When restrictions were at their peak, Mr Rose said everyone had suffered.

"We had police basically on either end of the town over a long weekend," he said.

"Our sales were probably down to a third."

But the influx of visitors had given everyone in Fernvale and beyond a boost.

"I have no doubt (the traffic) benefited people far and wide up the Brisbane Valley," he said.

"I would think if you were talking to people in Esk, Toogoolawah and other towns, they all benefited.

"There was certainly a heavy traffic flow. Probably as much as I've seen on a weekend.

"That gave us quite a good day. We're happy with those figures and with the weekend.

"Bakery wise, I don't think we could have coped with too much more business. We would be out of stock of 70 per cent of our pie range. We're talking about thousands both days."

Mr Rose commended the efforts of the Federal Government to try and keep people in work and support those who have been laid off.

But he believed the payments were a "turn off" for some younger people to return to work.

The business is looking to hire as things start to get busier.

"You're not that inspired to go back to work," he said.

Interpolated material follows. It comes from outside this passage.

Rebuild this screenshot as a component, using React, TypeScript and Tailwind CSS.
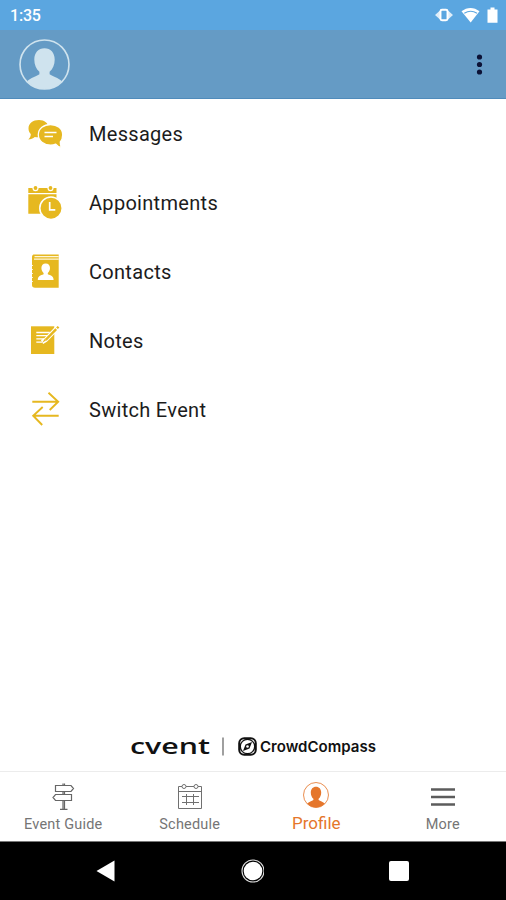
import type { ReactNode } from "react";

const GOLD = "#e6b820";

function MessagesIcon() {
  return (
    <svg width="37" height="37" viewBox="0 0 37 37" fill={GOLD}>
      <path d="M12 5C6 5 1.500 8.200 1.500 13.500c0 2.500 1 4.300 2.300 5.500C3.800 21 3 23 1.300 24.500c2.500-.1 4.800-1 6.500-2.500 1.300.3 2.600.4 4.200.3C18 22 21.500 18 21.500 13S17.500 5 12 5Z" />
      <path
        d="M23.500 9.500c-6.700 0-12.200 4.200-12.200 10.300s5.500 10.300 12.200 10.300c1.900 0 3.700-.3 5.200-.9 1.400 1.900 3.500 3 6 3.400-1.200-1.700-1.500-3.700-1.400-5.600 1.600-1.800 2.400-4.200 2.400-7.200 0-6.100-5.500-10.300-12.200-10.300Z"
        stroke="#fff"
        strokeWidth="1.300"
      />
      <path d="M17.500 17.500h12M17.500 21.500h8.500" stroke="#fff" strokeWidth="1.500" />
    </svg>
  );
}

function AppointmentsIcon() {
  return (
    <svg width="37" height="37" viewBox="0 0 37 37" fill={GOLD}>
      <path d="M1.300 4h28.200v5H1.300zM1.300 10.200h28.200v19.600H1.300z" />
      <circle cx="8.500" cy="4.200" r="3" fill="#fff" />
      <circle cx="23.500" cy="4.200" r="3" fill="#fff" />
      <circle cx="8.500" cy="4" r="1.900" />
      <circle cx="23.500" cy="4" r="1.900" />
      <circle cx="24" cy="24.200" r="11.200" stroke="#fff" strokeWidth="1.500" />
      <path d="M22.700 18V25.800h5.600" fill="none" stroke="#fff" strokeWidth="1.700" />
    </svg>
  );
}

function ContactsIcon() {
  return (
    <svg width="37" height="37" viewBox="0 0 37 37" fill={GOLD}>
      <path d="M7 1.500h24.700v33.200H8c-2 0-3-1-3-2.700V4c0-1.500.7-2.500 2-2.500Z" />
      <path d="M7.500 3.700h24.200M7 6.100h24.700" stroke="#fff6d8" strokeWidth="1.200" />
      <path d="M4 12.500h2M4 16.500h2M4 20.500h2M4 24.500h2M4 28.500h2" stroke="#fff" strokeWidth=".8" />
      <path
        d="M18.700 10.500c-2.800 0-4.300 1.900-4.300 4.600 0 2 .9 3.800 2.200 4.800v1.400c-3 1.200-5.800 1.700-5.800 5.600h15.800c0-3.900-2.800-4.400-5.800-5.600v-1.400c1.300-1 2.200-2.800 2.200-4.800 0-2.700-1.500-4.600-4.300-4.600Z"
        fill="#fff"
      />
    </svg>
  );
}

function NotesIcon() {
  return (
    <svg width="37" height="37" viewBox="0 0 37 37" fill="none">
      <path d="M4 4.300h23.300V32H4z" fill={GOLD} />
      <path d="M9.300 10.500h13.500M9.300 13.700h11M9.300 16.900h8M9.300 20.200h6" stroke="#fff" strokeWidth="1.300" />
      <path d="m31.500 4.700-13 13.300-3.500 2" stroke="#fff" strokeWidth="4.600" />
      <path d="m31.500 4.700-1.500 1.600" stroke={GOLD} strokeWidth="2.400" />
      <path d="m29.200 7.200-10.500 10.600" stroke={GOLD} strokeWidth="2.400" />
      <path d="m17.800 16.800-2.600 4 4-2.500Z" fill={GOLD} />
    </svg>
  );
}

function SwitchIcon() {
  return (
    <svg width="37" height="37" viewBox="0 0 37 37" fill="none" stroke={GOLD} strokeWidth="1.900">
      <path d="M5.300 10.700h26M21.500 1.800l9.700 8.900-8.500 8.300" />
      <path d="M31.700 24.700h-26M15.700 16l-9.500 8.700 9 9.300" />
    </svg>
  );
}

function PersonIcon({ size, color, ring }: { size: number; color: string; ring: number }) {
  return (
    <svg width={size} height={size} viewBox="0 0 50 50" fill={color}>
      <circle cx="25" cy="25" r="24" fill="none" stroke={color} strokeWidth={ring} />
      <path d="M25 9c-6 0-10 4.500-10 11 0 5 1.800 9.500 5 12.200v2.300C17 37 11.500 37.500 8 41.500c4.500 5 10.500 7.500 17 7.500s12.500-2.500 17-7.500c-3.500-4-9-4.500-12-7v-2.300c3.200-2.700 5-7.200 5-12.200C35 13.500 31 9 25 9Z" />
    </svg>
  );
}

function SignpostIcon() {
  return (
    <svg width="26" height="28" viewBox="-.5 0 26 28" fill="none" stroke="#666" strokeWidth="1.200">
      <path d="M5 2.500h15.500l2.500 3-2.500 3H5zM21 11.500H5l-2.500 3 2.500 3h16z" />
      <path d="M12.500.5v2M14 .5v2M12.500 8.500v3M14 8.500v3M12.500 17.500V26M14 17.500V26M9.500 26.300h7.500" />
    </svg>
  );
}

function ScheduleIcon() {
  return (
    <svg width="26" height="28" viewBox="0 0 26 28" fill="none" stroke="#707070" strokeWidth="1">
      <path d="M5 3.500H1.500v22h23v-22H21M9 3.500h8M1.500 8.500h23" />
      <circle cx="7" cy="3.500" r="2" />
      <circle cx="19" cy="3.500" r="2" />
      <path d="M5 13.500h17M5 19.500h17M9.500 11v11M16.500 11v11" />
    </svg>
  );
}

function MenuIcon() {
  return (
    <svg width="26" height="28" viewBox="0 0 26 28" stroke="#5c5c5c" strokeWidth="2.400">
      <path d="M1 6.500h24M1 14h24M1 21.500h24" />
    </svg>
  );
}

const menu: { label: string; icon: ReactNode }[] = [
  { label: "Messages", icon: <MessagesIcon /> },
  { label: "Appointments", icon: <AppointmentsIcon /> },
  { label: "Contacts", icon: <ContactsIcon /> },
  { label: "Notes", icon: <NotesIcon /> },
  { label: "Switch Event", icon: <SwitchIcon /> },
];

const tabs: { label: string; icon: ReactNode }[] = [
  { label: "Event Guide", icon: <SignpostIcon /> },
  { label: "Schedule", icon: <ScheduleIcon /> },
  { label: "Profile", icon: <PersonIcon size={26} color="#e5762b" ring={1.6} /> },
  { label: "More", icon: <MenuIcon /> },
];

function StatusBar() {
  return (
    <div className="flex h-[30px] items-center justify-between bg-[#5ba6e0] pl-[10px] pr-[8px] pt-[2px] text-white">
      <span className="text-[16px] font-medium leading-none tracking-[-0.2px]">1:35</span>
      <svg width="64" height="18" viewBox="0 0 64 18" fill="#fff">
        <path d="M6 3.500 1 8l5 4.500zM14 3.500 19 8l-5 4.500z" fillOpacity=".8" />
        <rect x="6.500" y="2.700" width="7" height="10.600" rx="1.500" fill="none" stroke="#fff" strokeWidth="1.900" />
        <path d="M27.500 4.300c5.500-4.500 12.500-4.500 18 0L36.700 15.500z" />
        <path d="M30.300 6.300c4-2.600 8.700-2.600 12.700 0" fill="none" stroke="#5ba6e0" strokeWidth="1.100" />
        <path d="M56.500 .5h4v2h3v13.300h-10V2.500h3z" />
      </svg>
    </div>
  );
}

function Brands() {
  return (
    <div className="flex h-[48px] items-center justify-center">
      <svg width="270" height="44" viewBox="-10 -9 270 44" fill="#111">
        <text x="2" y="20" fontFamily="'Open Sans', sans-serif" fontWeight="600" fontSize="22" textLength="80" lengthAdjust="spacingAndGlyphs">
          cvent
        </text>
        <path d="M95 3.500v18" stroke="#777" strokeWidth="1.400" />
        <rect x="111.200" y="4.200" width="16.600" height="16.600" rx="5" fill="none" stroke="#111" strokeWidth="2" />
        <circle cx="119.500" cy="12.500" r="7.200" fill="none" stroke="#111" strokeWidth="1.300" />
        <path d="m124 8-2.500 6.500-6.500 2.500 2.500-6.500z" />
        <circle cx="119.500" cy="12.500" r="1.300" fill="#fff" />
        <text x="132" y="18" fontFamily="Inter, sans-serif" fontWeight="600" fontSize="15" textLength="116" lengthAdjust="spacingAndGlyphs">
          CrowdCompass
        </text>
      </svg>
    </div>
  );
}

export default function App() {
  return (
    <div className="flex h-[900px] w-[506px] flex-col bg-white font-[Roboto,sans-serif]">
      <StatusBar />
      <header className="flex h-[69px] items-center justify-between border-b border-[#4f8bbb] bg-[#659bc5] pl-[19px] pr-[23px]">
        <PersonIcon size={51} color="#cfe3ee" ring={1.6} />
        <svg width="7" height="22" viewBox="0 0 7 22" fill="#0c1236">
          <circle cx="3.500" cy="4" r="2.600" />
          <circle cx="3.500" cy="11.500" r="2.600" />
          <circle cx="3.500" cy="19" r="2.600" />
        </svg>
      </header>

      <main className="flex-1">
        {menu.map((item) => (
          <div key={item.label} className="flex h-[69px] items-center gap-[25px] pl-[27px]">
            {item.icon}
            <span className="text-[20px] leading-6 tracking-[0.3px] text-[#1c1c1c]">{item.label}</span>
          </div>
        ))}
      </main>

      <Brands />

      <nav className="grid h-[71px] grid-cols-4 border-b border-t border-b-[#777] border-t-[#ececec]">
        {tabs.map((tab) => {
          const active = tab.label === "Profile";
          return (
            <div
              key={tab.label}
              className={`flex flex-col items-center ${active ? "pt-[10px] text-[#e5762b]" : "pt-[11px] text-[#757575]"}`}
            >
              {tab.icon}
              <span className={active ? "mt-[5px] text-[17px] leading-5" : "mt-[4px] text-[14.5px] leading-5 tracking-[0.2px]"}>
                {tab.label}
              </span>
            </div>
          );
        })}
      </nav>

      {/* Android system buttons */}
      <div className="flex h-[58px] items-center justify-between bg-black pl-[96px] pr-[97px]">
        <svg width="19" height="22" viewBox="0 0 19 22" fill="#fff">
          <path d="M18.500.5v21L.5 11z" />
        </svg>
        <svg width="24" height="24" viewBox="-.5 0 24 24" fill="#fff">
          <circle cx="12.500" cy="12" r="9.300" />
          <circle cx="12.500" cy="12" r="11" fill="none" stroke="#ddd" strokeWidth="1.100" />
        </svg>
        <div className="h-[20px] w-[20px] rounded-[2px] bg-white" />
      </div>
    </div>
  );
}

"I think we're not getting as many inquiries yet as what we will when those bonuses are taken away."

Barb's Kitchen owner Barbara Frohloff opened up the weekend and said although it had been very busy, it had proven difficult to police restrictions.

"I would have preferred if they had waited until July so we could reopen fully," she said.

Mrs Frohloff said despite telling customers the rules, some had chosen not to follow directions or did not understand.

"It's very hard to control it all," she said.

"There were lots of people in the parks and on the roads.

"The takeaway side of the last four weeks has increased. We're having to increase our stock levels.

"It is good to see it picking up. But I'm still considering whether we just do takeaway only.

"We've had a few people ring up about bookings. When you tell them about the restrictions, they say 'we won't bother'."